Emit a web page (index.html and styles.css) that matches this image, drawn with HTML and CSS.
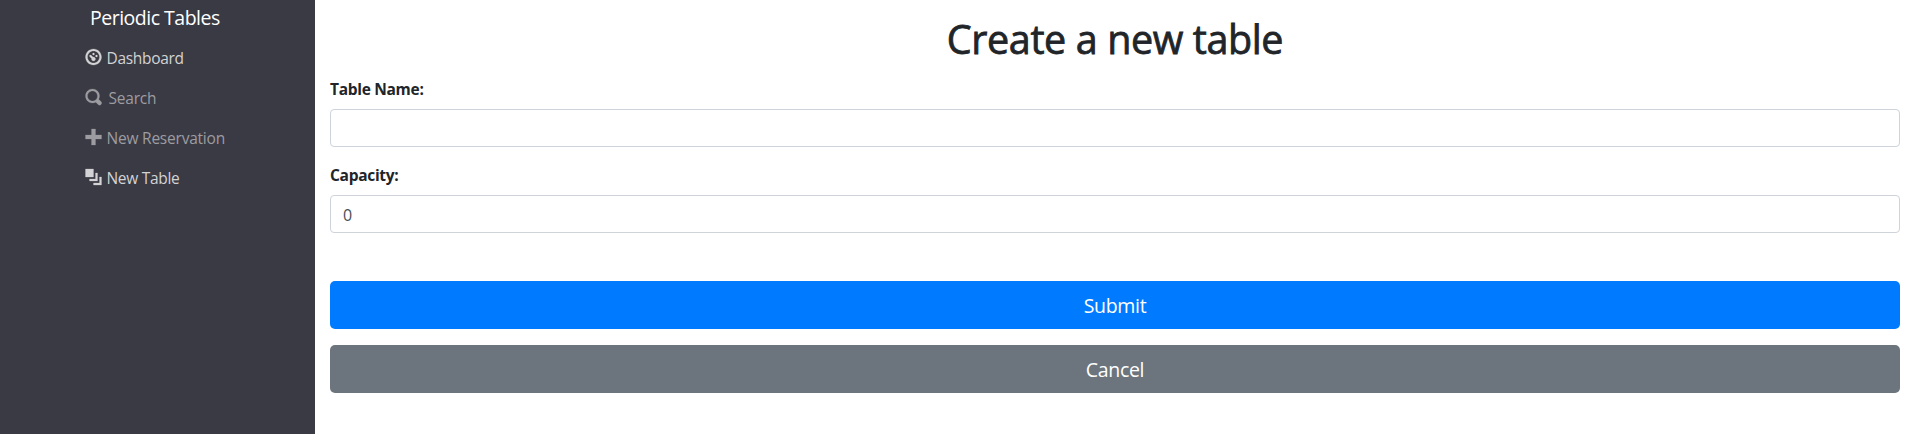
FILE: index.html
```html
<!DOCTYPE html>
<html lang="en">
<head>
<meta charset="utf-8">
<title>Periodic Tables</title>
<link rel="stylesheet" href="styles.css">
</head>
<body>
<div class="layout">
  <nav class="sidebar">
    <a class="brand"><span>Periodic Tables</span></a>
    <ul class="menu">
      <li class="bright"><svg class="icon" viewBox="0 0 8 8"><path d="M4 0c-2.2 0-4 1.8-4 4s1.8 4 4 4 4-1.8 4-4-1.8-4-4-4zm0 1c1.66 0 3 1.34 3 3s-1.34 3-3 3-3-1.34-3-3 1.34-3 3-3zm0 1c-.28 0-.5.22-.5.5s.22.5.5.5.5-.22.5-.5-.22-.5-.5-.5zm-1.66 1a.5.5 0 0 0-.19.84l.91.91c-.02.08-.06.16-.06.25 0 .55.45 1 1 1s1-.45 1-1-.45-1-1-1c-.09 0-.17.04-.25.06l-.91-.91a.5.5 0 0 0-.44-.16.5.5 0 0 0-.06 0zm3.16 0c-.28 0-.5.22-.5.5s.22.5.5.5.5-.22.5-.5-.22-.5-.5-.5z"/></svg><span class="t-dashboard">Dashboard</span></li>
      <li><svg class="icon" viewBox="0 0 8 8"><path d="M3.5 0c-1.93 0-3.5 1.57-3.5 3.5s1.57 3.5 3.5 3.5c.59 0 1.17-.14 1.66-.41a1 1 0 0 0 .13.13l1 1a1.02 1.02 0 1 0 1.44-1.44l-1-1a1 1 0 0 0-.16-.13c.27-.49.44-1.06.44-1.66 0-1.93-1.55-3.5-3.5-3.5zm0 1c1.39 0 2.5 1.11 2.5 2.5 0 .66-.24 1.27-.66 1.72-.01.01-.02.02-.03.03a1 1 0 0 0-.13.13c-.44.4-1.04.63-1.69.63-1.39 0-2.5-1.11-2.5-2.5s1.11-2.5 2.5-2.5z"/></svg><span class="t-search">Search</span></li>
      <li><svg class="icon" viewBox="0 0 8 8"><path d="M3 0v3h-3v2h3v3h2v-3h3v-2h-3v-3h-2z"/></svg><span class="t-reservation">New Reservation</span></li>
      <li class="bright"><svg class="icon" viewBox="0 0 8 8"><path d="M0 0v4h4v-4h-4zm5 2v3h-3v1h4v-4h-1zm2 2v3h-3v1h4v-4h-1z"/></svg><span class="t-table">New Table</span></li>
    </ul>
  </nav>
  <main class="content">
    <h1>Create a new table</h1>
    <form>
      <label class="l-name" for="table_name">Table Name:</label>
      <input id="table_name" type="text">
      <label class="l-capacity" for="capacity">Capacity:</label>
      <input id="capacity" type="text" value="0">
      <button class="btn submit" type="button">Submit</button>
      <button class="btn cancel" type="button">Cancel</button>
    </form>
  </main>
</div>
</body>
</html>
```
FILE: styles.css
```css
* { box-sizing: border-box; }
body {
  margin: 0;
  font-family: "Open Sans", "Noto Sans", sans-serif;
  font-size: 16px;
  line-height: 24px;
  color: #212529;
  background: #fff;
  overflow: hidden;
}
.layout { display: flex; height: 434px; }
.sidebar { flex: 0 0 315px; background: #3a3a44; }
.brand {
  display: block;
  padding: 3px 0 0 90px;
  height: 38px;
  line-height: 30px;
  font-size: 19.5px;
  letter-spacing: -0.5px;
  color: #fff;
}
.menu { list-style: none; margin: 0; padding: 0 0 0 85px; }
.menu li {
  display: flex;
  align-items: center;
  gap: 4.5px;
  height: 40px;
  color: #9d9ca1;
  font-size: 15.5px;
  letter-spacing: -0.22px;
}
.menu .bright { color: #d3d3d5; }
.icon {
  width: 17px;
  height: 16px;
  margin-top: -2px;
  overflow: visible;
  fill: currentColor;
  stroke: currentColor;
  stroke-width: 0.12;
}
.t-dashboard { letter-spacing: -0.3px; }
.menu .t-table { letter-spacing: -0.3px; }
.t-search { margin-left: 2px; }
.content { flex: 1; padding: 15px 13px 0 15px; }
h1 {
  margin: 0;
  height: 62px;
  text-align: center;
  font-size: 39.5px;
  line-height: 48px;
  font-weight: 400;
  letter-spacing: -0.4px;
  -webkit-text-stroke: 0.8px #212529;
}
form { display: flex; flex-direction: column; }
label {
  height: 24px;
  margin: 0 0 8px;
  font-size: 15.5px;
  font-weight: 700;
  letter-spacing: -0.3px;
}
input {
  height: 38px;
  width: 100%;
  margin: 0 0 16px;
  padding: 7px 12px 5px;
  border: 1px solid #ced4da;
  border-radius: 4px;
  font: inherit;
  color: #495057;
}
.btn {
  height: 48px;
  padding: 2px 0 0;
  border: 0;
  border-radius: 5px;
  font-family: inherit;
  font-size: 19.5px;
  letter-spacing: -0.3px;
  line-height: 30px;
  color: #fff;
}
.submit { background: #007bff; margin-top: 32px; }
.cancel { background: #6c757d; margin-top: 16px; }
```
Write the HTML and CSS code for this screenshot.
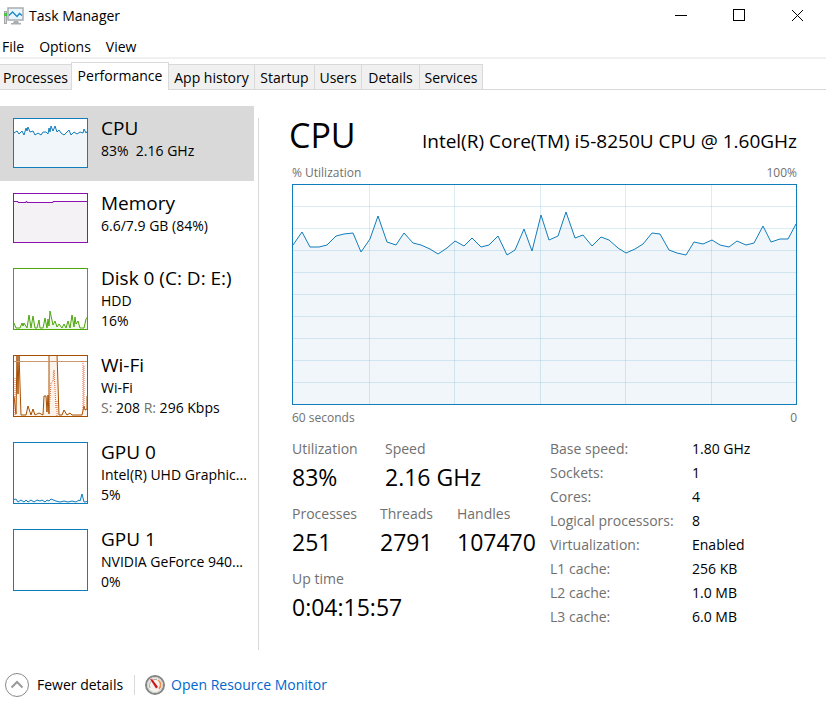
FILE: index.html
```
<!DOCTYPE html>
<html lang="en">
<head>
  <meta charset="UTF-8" />
  <meta name="viewport" content="width=device-width, initial-scale=1.0"/>
  <title>Task Manager</title>
  <link rel="stylesheet" href="styles.css">
</head>
<body>
  <header class="titlebar">
    <svg class="app-icon" width="20" height="18" viewBox="0 0 20 18">
      <rect x="0.5" y="4.5" width="2" height="12" fill="#d5d8da" stroke="#a4a8ab"/>
      <rect x="0" y="6" width="3" height="3" fill="#4cc43e"/>
      <rect x="4" y="1" width="15" height="12" fill="#e9f5fc" stroke="#a9adb0" stroke-width="1.5"/>
      <path d="M5 8.5 L8.5 5 L13 9.5 L15.5 6.5 L18 8.5" fill="none" stroke="#1687c9" stroke-width="1.3"/>
      <path d="M10 14 h4 l1 2 h2 v1.500 H7 V16 h2 Z" fill="#a9adb0"/>
    </svg>
    <h1>Task Manager</h1>
    <div class="window-buttons">
      <button aria-label="Minimize"><svg width="13" height="13"><path d="M0 6.5 H12" stroke="#000"/></svg></button>
      <button aria-label="Maximize"><svg width="13" height="13"><rect x="0.5" y="0.5" width="11" height="11" fill="none" stroke="#000"/></svg></button>
      <button aria-label="Close"><svg width="13" height="13"><path d="M1 1 L12 12 M12 1 L1 12" stroke="#000"/></svg></button>
    </div>
  </header>

  <nav class="menu">
    <button>File</button>
    <button>Options</button>
    <button>View</button>
  </nav>

  <div class="tabs" role="tablist">
    <button role="tab">Processes</button>
    <button role="tab" class="active" aria-selected="true">Performance</button>
    <button role="tab">App history</button>
    <button role="tab">Startup</button>
    <button role="tab">Users</button>
    <button role="tab">Details</button>
    <button role="tab" class="last">Services</button>
  </div>

  <main class="content">
    <aside class="sidebar">
      <button class="item selected">
        <svg class="thumb cpu" viewBox="0 0 73 48" preserveAspectRatio="none">
          <path class="area" d="M-2 14 H0 L3 12 L5 15 L8 12 L10 16 L12 9 L13 12 L14 8 L16 13 L19 12 L21 16 L24 14 L27 16 L29 13 L32 13 L34 15 L35 9 L36 13 L37 7 L39 12 L41 7 L43 13 L45 11 L47 14 L50 16 L53 13 L55 11 L57 16 L60 13 L63 15 L66 13 L69 14 L70 10 L72 14 L75 10 V52 H-2 Z"/>
        </svg>
        <span class="info"><span class="name">CPU</span><span class="sub">83%&nbsp; 2.16 GHz</span></span>
      </button>
      <button class="item">
        <svg class="thumb memory" viewBox="0 0 73 48" preserveAspectRatio="none">
          <path class="area" d="M-2 7.5 H4 V8.5 H12 V7.5 H13 V8.5 H39 V7.5 H76 V52 H-2 Z"/>
        </svg>
        <span class="info"><span class="name">Memory</span><span class="sub">6.6/7.9 GB (84%)</span></span>
      </button>
      <button class="item tall">
        <svg class="thumb disk" viewBox="0 0 73 60" preserveAspectRatio="none">
          <path class="area" d="M-2 54 H0 L2 59 H6 L8 54 L9 57 L10 54 L13 59 L15 46 L17 59 L19 47 L21 59 H23 L25 51 L26 59 H29 L31 49 L33 59 L34 50 L35 57 L36 42 L39 56 L41 52 L43 58 L45 55 L48 59 L50 55 L52 59 L54 52 L56 59 L58 46 L60 58 L61 48 L62 55 L64 52 L66 59 H70 L72 50 L75 46 V64 H-2 Z"/>
        </svg>
        <span class="info"><span class="name">Disk 0 (C: D: E:)</span><span class="sub">HDD</span><span class="sub">16%</span></span>
      </button>
      <button class="item tall">
        <svg class="thumb wifi" viewBox="0 0 73 60" preserveAspectRatio="none">
          <path class="area" d="M-2 40 H0 L2 58 L3 -2 L4 38 L5 -2 L7 59 H12 L14 50 L17 59 L19 53 L21 59 L25 57 L29 59 L30 40 L32 40 L33 56 L34 39 L35 58 L35 -2 H43 L45 59 H48 L50 54 L53 59 L56 57 L58 59 H68 L70 50 L71 54 L73 53 V40 H76 V64 H-2 Z"/>
          <path class="limit" d="M0 5.5 H73"/>
          <path class="dotted" d="M1 22 V60 M35 58 L37 27 L39 25 L40 14 L42 53 M43 45 V60 M69 5 V54 M70 10 V54"/>
        </svg>
        <span class="info"><span class="name">Wi-Fi</span><span class="sub">Wi-Fi</span><span class="sub"><span class="dim">S:</span> 208 <span class="dim">R:</span> 296 Kbps</span></span>
      </button>
      <button class="item tall">
        <svg class="thumb gpu" viewBox="0 0 73 60" preserveAspectRatio="none">
          <path class="area" d="M-2 57 L2 56 L4 59 L7 57 L10 59 L12 57 L14 59 L17 57 L20 59 L23 57 L26 58 L28 57 L31 59 L33 57 L35 58 L37 56 L42 58 L46 59 L50 58 L54 59 L58 58 L62 59 L65 57 L66 58 L68 51 L70 59 L76 58 V64 H-2 Z"/>
        </svg>
        <span class="info"><span class="name">GPU 0</span><span class="sub">Intel(R) UHD Graphic...</span><span class="sub">5%</span></span>
      </button>
      <button class="item tall">
        <svg class="thumb gpu" viewBox="0 0 73 60"></svg>
        <span class="info"><span class="name">GPU 1</span><span class="sub">NVIDIA GeForce 940...</span><span class="sub">0%</span></span>
      </button>
    </aside>

    <section class="details">
      <div class="heading">
        <h2>CPU</h2>
        <span class="model">Intel(R) Core(TM) i5-8250U CPU @ 1.60GHz</span>
      </div>
      <div class="scale"><span>% Utilization</span><span>100%</span></div>
      <svg class="chart" viewBox="0 0 503 219" preserveAspectRatio="none">
        <path class="area" d="M-2 60 H0 L9 47 L17 62 H26 L34 60 L43 51 L51 49 L60 48 L68 67 L77 54 L85 31 L94 57 L103 60 L111 48 L120 58 L128 60 L137 64 L145 69 L154 63 L162 56 L171 61 L179 53 L188 62 L196 60 L205 51 L214 70 L222 65 L231 44 L239 66 L248 30 L256 55 L265 51 L273 27 L282 53 L290 50 L299 61 L308 52 L316 55 L325 63 L333 68 L342 64 L350 59 L359 48 L367 49 L376 65 L384 68 L393 70 L401 57 L410 59 L419 55 L427 60 L436 62 L444 56 L453 60 L461 58 L470 41 L478 57 L487 54 H495 L503 39 H506 V222 H-2 Z"/>
        <path class="grid" d="M0 21.5 H503 M0 43.5 H503 M0 65.5 H503 M0 87.5 H503 M0 109.5 H503 M0 131.5 H503 M0 153.5 H503 M0 175.5 H503 M0 197.5 H503 M76.5 0 V219 M161.5 0 V219 M247.5 0 V219 M332.5 0 V219 M418.5 0 V219"/>
      </svg>
      <div class="scale"><span>60 seconds</span><span>0</span></div>

      <div class="stats">
        <div class="counters">
          <dl>
            <div class="usage"><dt>Utilization</dt><dd>83%</dd></div>
            <div><dt>Speed</dt><dd>2.16 GHz</dd></div>
          </dl>
          <dl>
            <div class="count"><dt>Processes</dt><dd>251</dd></div>
            <div class="threads"><dt>Threads</dt><dd>2791</dd></div>
            <div><dt>Handles</dt><dd>107470</dd></div>
          </dl>
          <dl>
            <div><dt>Up time</dt><dd>0:04:15:57</dd></div>
          </dl>
        </div>
        <table class="specs">
          <tr><th>Base speed:</th><td>1.80 GHz</td></tr>
          <tr><th>Sockets:</th><td>1</td></tr>
          <tr><th>Cores:</th><td>4</td></tr>
          <tr><th>Logical processors:</th><td>8</td></tr>
          <tr><th>Virtualization:</th><td>Enabled</td></tr>
          <tr><th>L1 cache:</th><td>256 KB</td></tr>
          <tr><th>L2 cache:</th><td>1.0 MB</td></tr>
          <tr><th>L3 cache:</th><td>6.0 MB</td></tr>
        </table>
      </div>
    </section>
  </main>

  <footer class="footer">
    <button class="fewer">
      <svg width="24" height="24" viewBox="0 0 24 24" fill="none">
        <circle cx="12" cy="12" r="11.5" stroke="#8a8a8a"/>
        <path d="M6.5 14.5 L12 9 L17.5 14.5" stroke="#9a9a9a" stroke-width="2"/>
      </svg>
      Fewer details
    </button>
    <a class="monitor" href="#">
      <svg width="20" height="20" viewBox="0 0 20 20" fill="none">
        <circle cx="10" cy="10" r="9" fill="#f4f2ec" stroke="#858585" stroke-width="2"/>
        <circle cx="10" cy="10" r="7.5" stroke="#d0d0cc"/>
        <path d="M5 13 A6 6 0 0 1 12 4.5" stroke="#a9aaa6"/>
        <path d="M13 5 A6 6 0 0 1 14 14" stroke="#ef8a4c" stroke-width="1.5"/>
        <path d="M5 4 L7.5 4.5 L13 12 L11 13.5 Z" fill="#d0141c"/>
      </svg>
      <span>Open Resource Monitor</span>
    </a>
  </footer>
</body>
</html>
```
FILE: styles.css
```
:root {
  --fg: #000000;
  --dim: #707070;
  --line: #d9d9d9;
  --blue: #117dbb;
  --link: #0066cc;
}

* {
  box-sizing: border-box;
}

body {
  margin: 0;
  min-height: 100vh;
  display: flex;
  flex-direction: column;
  background: #ffffff;
  color: var(--fg);
  font-family: 'Segoe UI', 'Open Sans', sans-serif;
  font-size: 14px;
  line-height: 20px;
}

button {
  margin: 0;
  padding: 0;
  border: none;
  background: none;
  color: inherit;
  font: inherit;
}

h1, h2, dl, dd {
  margin: 0;
  font-weight: normal;
}

svg {
  display: block;
  flex: none;
}

.titlebar {
  display: flex;
  align-items: center;
  height: 32px;
  padding-left: 4px;
}

.titlebar h1 {
  margin-left: 5px;
  font-size: 14px;
}

.window-buttons {
  display: flex;
  align-self: flex-start;
  margin-left: auto;
}

.window-buttons button {
  display: flex;
  justify-content: center;
  align-items: center;
  width: 58px;
  height: 30px;
}

.menu {
  display: flex;
  gap: 15px;
  height: 27px;
  padding: 5px 2px 0;
  border-bottom: 2px solid #f0f0f0;
}

.menu button {
  height: 20px;
}

.tabs {
  display: grid;
  grid-template-columns: 71px 98px 85px 60px 47px 58px 64px;
  align-items: end;
  height: 31px;
  border-bottom: 1px solid var(--line);
}

.tabs button {
  height: 25px;
  padding-top: 1px;
  border: 1px solid var(--line);
  border-width: 1px 0 0 1px;
  background: #f0f0f0;
  white-space: nowrap;
}

.tabs button:first-child {
  border-left: none;
}

.tabs .active {
  height: 28px;
  margin-bottom: -1px;
  padding: 0 0 2px;
  border-right-width: 1px;
  background: #ffffff;
}

.tabs .active + button {
  border-left: none;
}

.tabs .last {
  border-right-width: 1px;
}

.content {
  display: flex;
  padding-top: 16px;
}

.sidebar {
  flex: none;
  width: 254px;
}

.item {
  display: flex;
  width: 100%;
  height: 75px;
  padding: 12px 0 0 13px;
  text-align: left;
}

.item.tall {
  height: 87px;
}

.item.selected {
  background: var(--line);
}

.thumb {
  width: 75px;
  height: 50px;
  border: 1px solid;
  background: #ffffff;
}

.tall .thumb {
  height: 62px;
}

.info {
  display: flex;
  flex-direction: column;
  margin-left: 13px;
  white-space: nowrap;
}

.name {
  height: 23px;
  font-size: 19px;
}

.dim {
  color: var(--dim);
}

.area {
  stroke: currentColor;
  fill: #f1f6fa;
}

.cpu, .gpu, .chart {
  color: var(--blue);
}

.memory {
  color: #8b12ae;
}

.memory .area {
  fill: #f4f2f4;
}

.disk {
  color: #4da60c;
}

.disk .area {
  fill: #eff7e9;
}

.wifi {
  color: #a74f01;
}

.wifi .area {
  fill: #fcf3eb;
}

.limit {
  stroke: #c9986d;
}

.dotted {
  fill: none;
  stroke: #e0683c;
  stroke-dasharray: 1 1;
}

.details {
  flex: 1;
  height: 532px;
  margin: 12px 0 0 4px;
  padding: 0 29px 0 33px;
  border-left: 1px solid var(--line);
}

.heading {
  display: flex;
  justify-content: space-between;
  align-items: baseline;
  height: 45px;
  margin-left: -3px;
  line-height: 34px;
}

.heading h2 {
  font-size: 34px;
}

.model {
  font-size: 19px;
}

.scale {
  display: flex;
  justify-content: space-between;
  color: var(--dim);
  font-size: 12px;
}

.chart {
  width: 100%;
  height: 221px;
  margin: 1px 0 3px;
  border: 1px solid var(--blue);
}

.chart .grid {
  fill: none;
  stroke: #1180bb;
  stroke-opacity: 0.15;
}

.stats {
  display: flex;
  margin-top: 11px;
}

.counters {
  width: 258px;
}

.counters dl {
  display: flex;
  height: 65px;
}

.counters dt {
  color: var(--dim);
}

.counters dd {
  font-size: 23px;
  line-height: 36px;
}

.usage {
  width: 93px;
}

.count {
  width: 88px;
}

.threads {
  width: 77px;
}

.specs {
  align-self: flex-start;
  border-collapse: collapse;
  margin-top: -2px;
}

.specs th {
  width: 142px;
  padding: 2px 0;
  color: var(--dim);
  font-weight: normal;
  text-align: left;
}

.specs td {
  padding: 2px 0;
}

.footer {
  display: flex;
  align-items: center;
  height: 50px;
  margin-top: 10px;
  padding-left: 5px;
}

.fewer, .monitor {
  display: flex;
  align-items: center;
  gap: 8px;
}

.monitor {
  gap: 6px;
  margin-left: 11px;
  padding-left: 10px;
  border-left: 1px solid var(--line);
  color: var(--link);
  text-decoration: none;
}
```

══════

Exercise objective: Display every line of the listing that contains the string "this".

Task response:
Emit a web page (index.html and styles.css) that matches this image, drawn with HTML and CSS.
Write the HTML and CSS code for this screenshot.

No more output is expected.